INFORMATION PROVIDED:
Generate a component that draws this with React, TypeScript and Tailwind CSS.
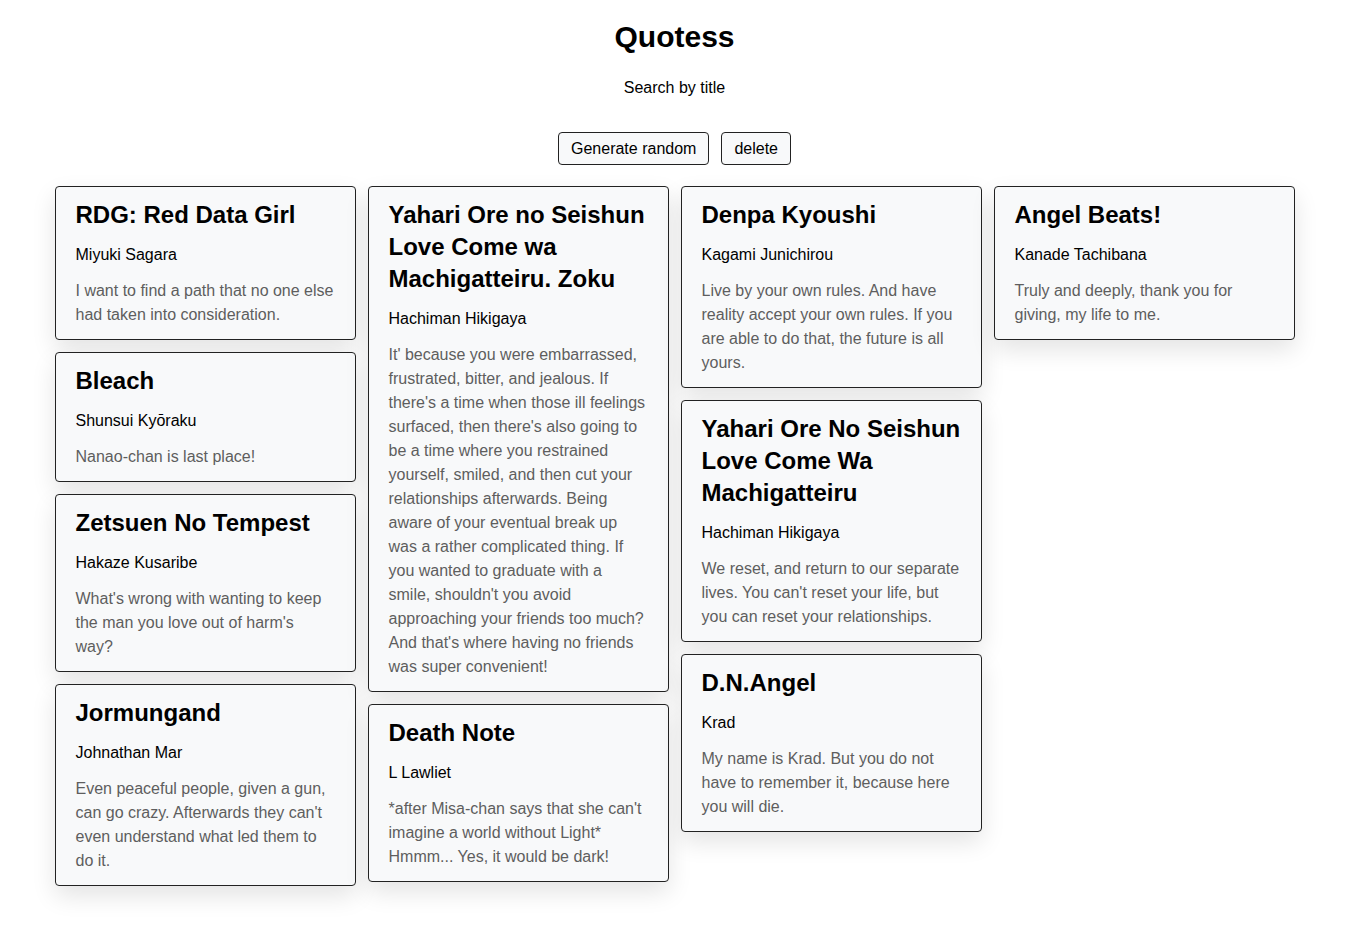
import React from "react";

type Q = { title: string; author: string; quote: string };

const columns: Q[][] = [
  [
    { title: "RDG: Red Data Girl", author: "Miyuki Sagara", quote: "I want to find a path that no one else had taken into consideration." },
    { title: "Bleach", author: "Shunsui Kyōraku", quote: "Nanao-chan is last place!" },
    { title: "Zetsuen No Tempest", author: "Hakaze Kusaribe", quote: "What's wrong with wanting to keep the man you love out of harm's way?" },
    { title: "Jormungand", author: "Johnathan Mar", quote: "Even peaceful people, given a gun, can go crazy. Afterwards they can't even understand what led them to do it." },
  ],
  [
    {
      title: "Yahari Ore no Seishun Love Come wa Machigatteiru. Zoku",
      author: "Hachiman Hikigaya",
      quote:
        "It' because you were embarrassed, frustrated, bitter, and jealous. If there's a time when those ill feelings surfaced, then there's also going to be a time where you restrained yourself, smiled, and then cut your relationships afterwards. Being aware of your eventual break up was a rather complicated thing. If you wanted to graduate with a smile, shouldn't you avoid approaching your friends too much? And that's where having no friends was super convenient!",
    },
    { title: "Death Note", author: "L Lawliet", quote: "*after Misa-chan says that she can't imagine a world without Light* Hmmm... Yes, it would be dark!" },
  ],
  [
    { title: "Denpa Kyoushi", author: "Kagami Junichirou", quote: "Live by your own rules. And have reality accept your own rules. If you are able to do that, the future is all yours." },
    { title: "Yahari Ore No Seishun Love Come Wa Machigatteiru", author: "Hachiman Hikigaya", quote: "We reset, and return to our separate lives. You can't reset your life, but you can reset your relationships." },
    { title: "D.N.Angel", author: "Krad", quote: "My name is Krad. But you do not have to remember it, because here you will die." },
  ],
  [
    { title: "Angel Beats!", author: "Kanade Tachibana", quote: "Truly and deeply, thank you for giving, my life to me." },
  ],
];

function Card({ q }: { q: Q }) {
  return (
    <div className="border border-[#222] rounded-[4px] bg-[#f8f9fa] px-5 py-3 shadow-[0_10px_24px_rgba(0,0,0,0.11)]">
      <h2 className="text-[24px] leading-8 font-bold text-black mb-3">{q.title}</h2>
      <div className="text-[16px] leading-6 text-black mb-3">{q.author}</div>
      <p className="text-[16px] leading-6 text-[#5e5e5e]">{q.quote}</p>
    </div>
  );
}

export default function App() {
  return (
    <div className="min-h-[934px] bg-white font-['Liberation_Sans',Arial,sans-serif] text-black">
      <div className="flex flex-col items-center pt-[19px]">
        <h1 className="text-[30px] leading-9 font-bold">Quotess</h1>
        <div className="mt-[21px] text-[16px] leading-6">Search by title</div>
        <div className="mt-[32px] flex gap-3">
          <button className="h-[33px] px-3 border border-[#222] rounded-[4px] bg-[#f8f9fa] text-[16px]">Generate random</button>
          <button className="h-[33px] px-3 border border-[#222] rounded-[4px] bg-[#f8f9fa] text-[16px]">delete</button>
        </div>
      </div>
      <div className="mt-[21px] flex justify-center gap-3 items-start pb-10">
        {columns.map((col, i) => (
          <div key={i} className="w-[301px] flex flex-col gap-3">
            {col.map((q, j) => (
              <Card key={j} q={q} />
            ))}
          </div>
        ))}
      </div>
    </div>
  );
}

DESCRIPTION OF THE TASK: Write out the listing above exactly as it stands, pictures excluded.

SOLUTION BELOW:
Generate a component that draws this with React, TypeScript and Tailwind CSS.
import React from "react";

type Q = { title: string; author: string; quote: string };

const columns: Q[][] = [
  [
    { title: "RDG: Red Data Girl", author: "Miyuki Sagara", quote: "I want to find a path that no one else had taken into consideration." },
    { title: "Bleach", author: "Shunsui Kyōraku", quote: "Nanao-chan is last place!" },
    { title: "Zetsuen No Tempest", author: "Hakaze Kusaribe", quote: "What's wrong with wanting to keep the man you love out of harm's way?" },
    { title: "Jormungand", author: "Johnathan Mar", quote: "Even peaceful people, given a gun, can go crazy. Afterwards they can't even understand what led them to do it." },
  ],
  [
    {
      title: "Yahari Ore no Seishun Love Come wa Machigatteiru. Zoku",
      author: "Hachiman Hikigaya",
      quote:
        "It' because you were embarrassed, frustrated, bitter, and jealous. If there's a time when those ill feelings surfaced, then there's also going to be a time where you restrained yourself, smiled, and then cut your relationships afterwards. Being aware of your eventual break up was a rather complicated thing. If you wanted to graduate with a smile, shouldn't you avoid approaching your friends too much? And that's where having no friends was super convenient!",
    },
    { title: "Death Note", author: "L Lawliet", quote: "*after Misa-chan says that she can't imagine a world without Light* Hmmm... Yes, it would be dark!" },
  ],
  [
    { title: "Denpa Kyoushi", author: "Kagami Junichirou", quote: "Live by your own rules. And have reality accept your own rules. If you are able to do that, the future is all yours." },
    { title: "Yahari Ore No Seishun Love Come Wa Machigatteiru", author: "Hachiman Hikigaya", quote: "We reset, and return to our separate lives. You can't reset your life, but you can reset your relationships." },
    { title: "D.N.Angel", author: "Krad", quote: "My name is Krad. But you do not have to remember it, because here you will die." },
  ],
  [
    { title: "Angel Beats!", author: "Kanade Tachibana", quote: "Truly and deeply, thank you for giving, my life to me." },
  ],
];

function Card({ q }: { q: Q }) {
  return (
    <div className="border border-[#222] rounded-[4px] bg-[#f8f9fa] px-5 py-3 shadow-[0_10px_24px_rgba(0,0,0,0.11)]">
      <h2 className="text-[24px] leading-8 font-bold text-black mb-3">{q.title}</h2>
      <div className="text-[16px] leading-6 text-black mb-3">{q.author}</div>
      <p className="text-[16px] leading-6 text-[#5e5e5e]">{q.quote}</p>
    </div>
  );
}

export default function App() {
  return (
    <div className="min-h-[934px] bg-white font-['Liberation_Sans',Arial,sans-serif] text-black">
      <div className="flex flex-col items-center pt-[19px]">
        <h1 className="text-[30px] leading-9 font-bold">Quotess</h1>
        <div className="mt-[21px] text-[16px] leading-6">Search by title</div>
        <div className="mt-[32px] flex gap-3">
          <button className="h-[33px] px-3 border border-[#222] rounded-[4px] bg-[#f8f9fa] text-[16px]">Generate random</button>
          <button className="h-[33px] px-3 border border-[#222] rounded-[4px] bg-[#f8f9fa] text-[16px]">delete</button>
        </div>
      </div>
      <div className="mt-[21px] flex justify-center gap-3 items-start pb-10">
        {columns.map((col, i) => (
          <div key={i} className="w-[301px] flex flex-col gap-3">
            {col.map((q, j) => (
              <Card key={j} q={q} />
            ))}
          </div>
        ))}
      </div>
    </div>
  );
}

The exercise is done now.